Make an exact transcription of the material, leaving out all images.
──────── Data segment
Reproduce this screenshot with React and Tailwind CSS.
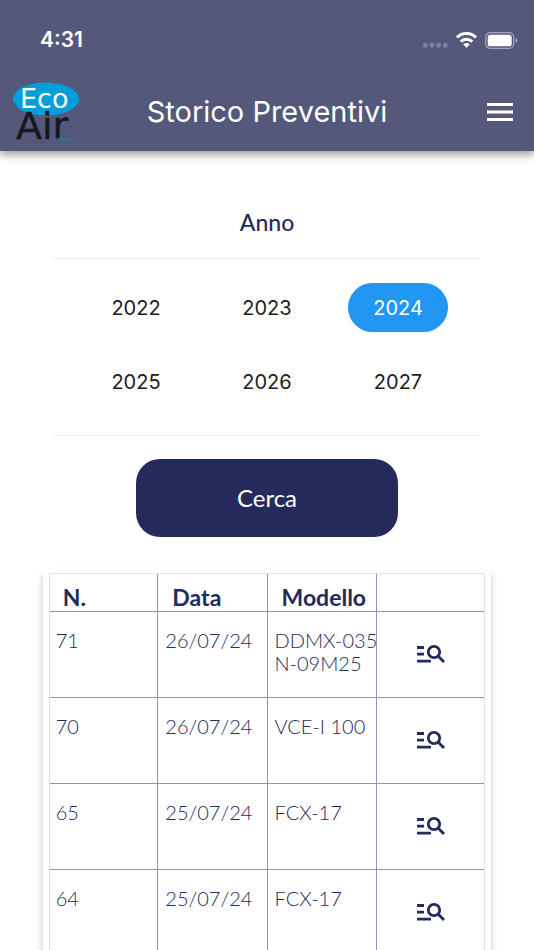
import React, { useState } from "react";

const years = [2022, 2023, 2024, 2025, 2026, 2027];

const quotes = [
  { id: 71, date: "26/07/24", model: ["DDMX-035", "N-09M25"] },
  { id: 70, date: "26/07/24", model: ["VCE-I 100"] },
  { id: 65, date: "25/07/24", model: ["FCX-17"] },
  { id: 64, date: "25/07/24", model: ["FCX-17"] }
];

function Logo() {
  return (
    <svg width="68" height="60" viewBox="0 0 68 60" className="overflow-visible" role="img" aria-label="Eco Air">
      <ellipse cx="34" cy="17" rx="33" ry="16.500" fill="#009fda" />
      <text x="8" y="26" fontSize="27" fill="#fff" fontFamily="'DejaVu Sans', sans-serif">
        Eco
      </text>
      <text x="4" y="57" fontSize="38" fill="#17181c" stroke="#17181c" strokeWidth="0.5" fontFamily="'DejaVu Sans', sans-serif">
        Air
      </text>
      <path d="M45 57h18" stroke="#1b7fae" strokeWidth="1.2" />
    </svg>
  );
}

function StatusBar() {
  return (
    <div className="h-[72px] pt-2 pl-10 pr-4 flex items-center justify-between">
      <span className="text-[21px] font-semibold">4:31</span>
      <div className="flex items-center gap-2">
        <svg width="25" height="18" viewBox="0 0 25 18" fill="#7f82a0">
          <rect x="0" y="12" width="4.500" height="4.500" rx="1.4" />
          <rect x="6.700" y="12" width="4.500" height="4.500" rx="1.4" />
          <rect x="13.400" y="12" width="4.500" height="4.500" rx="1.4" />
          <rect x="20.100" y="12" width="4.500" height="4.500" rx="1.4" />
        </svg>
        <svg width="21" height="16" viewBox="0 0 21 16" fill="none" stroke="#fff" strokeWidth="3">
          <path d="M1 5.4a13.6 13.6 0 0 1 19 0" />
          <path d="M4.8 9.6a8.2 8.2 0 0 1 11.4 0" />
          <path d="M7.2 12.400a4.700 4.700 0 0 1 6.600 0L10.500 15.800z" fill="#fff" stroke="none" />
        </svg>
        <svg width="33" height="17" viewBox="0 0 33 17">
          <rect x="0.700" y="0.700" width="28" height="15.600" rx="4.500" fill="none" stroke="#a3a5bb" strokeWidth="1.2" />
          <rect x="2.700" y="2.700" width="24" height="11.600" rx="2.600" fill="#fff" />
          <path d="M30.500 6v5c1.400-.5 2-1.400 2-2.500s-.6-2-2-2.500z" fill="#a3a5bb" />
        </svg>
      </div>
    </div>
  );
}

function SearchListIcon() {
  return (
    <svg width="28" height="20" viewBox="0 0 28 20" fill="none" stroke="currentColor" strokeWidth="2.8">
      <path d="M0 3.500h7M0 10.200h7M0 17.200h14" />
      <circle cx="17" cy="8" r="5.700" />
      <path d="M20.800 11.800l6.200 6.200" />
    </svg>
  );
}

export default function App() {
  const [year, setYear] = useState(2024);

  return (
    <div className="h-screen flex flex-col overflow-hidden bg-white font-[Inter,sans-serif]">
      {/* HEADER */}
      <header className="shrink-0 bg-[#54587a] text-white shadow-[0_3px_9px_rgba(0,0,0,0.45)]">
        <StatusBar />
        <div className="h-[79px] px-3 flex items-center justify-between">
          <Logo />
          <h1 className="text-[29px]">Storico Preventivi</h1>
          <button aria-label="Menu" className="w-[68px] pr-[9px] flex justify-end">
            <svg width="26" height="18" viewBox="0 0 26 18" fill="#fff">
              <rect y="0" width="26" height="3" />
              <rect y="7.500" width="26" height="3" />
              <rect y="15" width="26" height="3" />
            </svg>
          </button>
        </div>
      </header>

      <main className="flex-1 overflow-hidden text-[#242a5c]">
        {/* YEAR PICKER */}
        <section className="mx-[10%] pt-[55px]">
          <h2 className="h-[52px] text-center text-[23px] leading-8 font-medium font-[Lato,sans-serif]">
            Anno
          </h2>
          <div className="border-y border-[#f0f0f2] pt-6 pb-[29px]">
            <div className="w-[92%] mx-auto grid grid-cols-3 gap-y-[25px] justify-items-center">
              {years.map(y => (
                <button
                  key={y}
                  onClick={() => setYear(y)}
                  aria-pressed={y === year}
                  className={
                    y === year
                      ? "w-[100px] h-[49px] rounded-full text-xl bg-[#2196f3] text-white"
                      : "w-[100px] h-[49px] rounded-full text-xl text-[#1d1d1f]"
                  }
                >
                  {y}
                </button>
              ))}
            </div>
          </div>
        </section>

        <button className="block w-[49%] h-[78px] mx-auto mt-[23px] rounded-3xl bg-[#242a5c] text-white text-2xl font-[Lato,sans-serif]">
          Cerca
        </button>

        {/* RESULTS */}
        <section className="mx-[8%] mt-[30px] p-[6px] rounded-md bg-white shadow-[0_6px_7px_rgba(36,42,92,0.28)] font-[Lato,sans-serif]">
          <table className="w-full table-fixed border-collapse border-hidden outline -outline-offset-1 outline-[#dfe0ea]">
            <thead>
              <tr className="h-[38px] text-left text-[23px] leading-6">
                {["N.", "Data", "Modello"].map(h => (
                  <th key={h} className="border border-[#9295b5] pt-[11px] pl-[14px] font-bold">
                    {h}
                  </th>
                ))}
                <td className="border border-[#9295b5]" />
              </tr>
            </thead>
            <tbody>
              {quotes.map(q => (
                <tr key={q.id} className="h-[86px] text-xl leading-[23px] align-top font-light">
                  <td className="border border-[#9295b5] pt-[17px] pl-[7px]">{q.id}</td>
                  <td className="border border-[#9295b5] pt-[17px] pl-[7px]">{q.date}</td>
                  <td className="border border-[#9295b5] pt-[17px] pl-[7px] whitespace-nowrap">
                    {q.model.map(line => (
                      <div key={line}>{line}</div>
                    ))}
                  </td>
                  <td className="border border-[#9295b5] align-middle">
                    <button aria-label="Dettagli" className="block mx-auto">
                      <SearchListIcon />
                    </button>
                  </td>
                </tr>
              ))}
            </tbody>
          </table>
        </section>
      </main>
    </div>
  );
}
────────────────
■ Solution
Reproduce this screenshot with React and Tailwind CSS.
import React, { useState } from "react";

const years = [2022, 2023, 2024, 2025, 2026, 2027];

const quotes = [
  { id: 71, date: "26/07/24", model: ["DDMX-035", "N-09M25"] },
  { id: 70, date: "26/07/24", model: ["VCE-I 100"] },
  { id: 65, date: "25/07/24", model: ["FCX-17"] },
  { id: 64, date: "25/07/24", model: ["FCX-17"] }
];

function Logo() {
  return (
    <svg width="68" height="60" viewBox="0 0 68 60" className="overflow-visible" role="img" aria-label="Eco Air">
      <ellipse cx="34" cy="17" rx="33" ry="16.500" fill="#009fda" />
      <text x="8" y="26" fontSize="27" fill="#fff" fontFamily="'DejaVu Sans', sans-serif">
        Eco
      </text>
      <text x="4" y="57" fontSize="38" fill="#17181c" stroke="#17181c" strokeWidth="0.5" fontFamily="'DejaVu Sans', sans-serif">
        Air
      </text>
      <path d="M45 57h18" stroke="#1b7fae" strokeWidth="1.2" />
    </svg>
  );
}

function StatusBar() {
  return (
    <div className="h-[72px] pt-2 pl-10 pr-4 flex items-center justify-between">
      <span className="text-[21px] font-semibold">4:31</span>
      <div className="flex items-center gap-2">
        <svg width="25" height="18" viewBox="0 0 25 18" fill="#7f82a0">
          <rect x="0" y="12" width="4.500" height="4.500" rx="1.4" />
          <rect x="6.700" y="12" width="4.500" height="4.500" rx="1.4" />
          <rect x="13.400" y="12" width="4.500" height="4.500" rx="1.4" />
          <rect x="20.100" y="12" width="4.500" height="4.500" rx="1.4" />
        </svg>
        <svg width="21" height="16" viewBox="0 0 21 16" fill="none" stroke="#fff" strokeWidth="3">
          <path d="M1 5.4a13.6 13.6 0 0 1 19 0" />
          <path d="M4.8 9.6a8.2 8.2 0 0 1 11.4 0" />
          <path d="M7.2 12.400a4.700 4.700 0 0 1 6.600 0L10.500 15.800z" fill="#fff" stroke="none" />
        </svg>
        <svg width="33" height="17" viewBox="0 0 33 17">
          <rect x="0.700" y="0.700" width="28" height="15.600" rx="4.500" fill="none" stroke="#a3a5bb" strokeWidth="1.2" />
          <rect x="2.700" y="2.700" width="24" height="11.600" rx="2.600" fill="#fff" />
          <path d="M30.500 6v5c1.400-.5 2-1.400 2-2.500s-.6-2-2-2.500z" fill="#a3a5bb" />
        </svg>
      </div>
    </div>
  );
}

function SearchListIcon() {
  return (
    <svg width="28" height="20" viewBox="0 0 28 20" fill="none" stroke="currentColor" strokeWidth="2.8">
      <path d="M0 3.500h7M0 10.200h7M0 17.200h14" />
      <circle cx="17" cy="8" r="5.700" />
      <path d="M20.800 11.800l6.200 6.200" />
    </svg>
  );
}

export default function App() {
  const [year, setYear] = useState(2024);

  return (
    <div className="h-screen flex flex-col overflow-hidden bg-white font-[Inter,sans-serif]">
      {/* HEADER */}
      <header className="shrink-0 bg-[#54587a] text-white shadow-[0_3px_9px_rgba(0,0,0,0.45)]">
        <StatusBar />
        <div className="h-[79px] px-3 flex items-center justify-between">
          <Logo />
          <h1 className="text-[29px]">Storico Preventivi</h1>
          <button aria-label="Menu" className="w-[68px] pr-[9px] flex justify-end">
            <svg width="26" height="18" viewBox="0 0 26 18" fill="#fff">
              <rect y="0" width="26" height="3" />
              <rect y="7.500" width="26" height="3" />
              <rect y="15" width="26" height="3" />
            </svg>
          </button>
        </div>
      </header>

      <main className="flex-1 overflow-hidden text-[#242a5c]">
        {/* YEAR PICKER */}
        <section className="mx-[10%] pt-[55px]">
          <h2 className="h-[52px] text-center text-[23px] leading-8 font-medium font-[Lato,sans-serif]">
            Anno
          </h2>
          <div className="border-y border-[#f0f0f2] pt-6 pb-[29px]">
            <div className="w-[92%] mx-auto grid grid-cols-3 gap-y-[25px] justify-items-center">
              {years.map(y => (
                <button
                  key={y}
                  onClick={() => setYear(y)}
                  aria-pressed={y === year}
                  className={
                    y === year
                      ? "w-[100px] h-[49px] rounded-full text-xl bg-[#2196f3] text-white"
                      : "w-[100px] h-[49px] rounded-full text-xl text-[#1d1d1f]"
                  }
                >
                  {y}
                </button>
              ))}
            </div>
          </div>
        </section>

        <button className="block w-[49%] h-[78px] mx-auto mt-[23px] rounded-3xl bg-[#242a5c] text-white text-2xl font-[Lato,sans-serif]">
          Cerca
        </button>

        {/* RESULTS */}
        <section className="mx-[8%] mt-[30px] p-[6px] rounded-md bg-white shadow-[0_6px_7px_rgba(36,42,92,0.28)] font-[Lato,sans-serif]">
          <table className="w-full table-fixed border-collapse border-hidden outline -outline-offset-1 outline-[#dfe0ea]">
            <thead>
              <tr className="h-[38px] text-left text-[23px] leading-6">
                {["N.", "Data", "Modello"].map(h => (
                  <th key={h} className="border border-[#9295b5] pt-[11px] pl-[14px] font-bold">
                    {h}
                  </th>
                ))}
                <td className="border border-[#9295b5]" />
              </tr>
            </thead>
            <tbody>
              {quotes.map(q => (
                <tr key={q.id} className="h-[86px] text-xl leading-[23px] align-top font-light">
                  <td className="border border-[#9295b5] pt-[17px] pl-[7px]">{q.id}</td>
                  <td className="border border-[#9295b5] pt-[17px] pl-[7px]">{q.date}</td>
                  <td className="border border-[#9295b5] pt-[17px] pl-[7px] whitespace-nowrap">
                    {q.model.map(line => (
                      <div key={line}>{line}</div>
                    ))}
                  </td>
                  <td className="border border-[#9295b5] align-middle">
                    <button aria-label="Dettagli" className="block mx-auto">
                      <SearchListIcon />
                    </button>
                  </td>
                </tr>
              ))}
            </tbody>
          </table>
        </section>
      </main>
    </div>
  );
}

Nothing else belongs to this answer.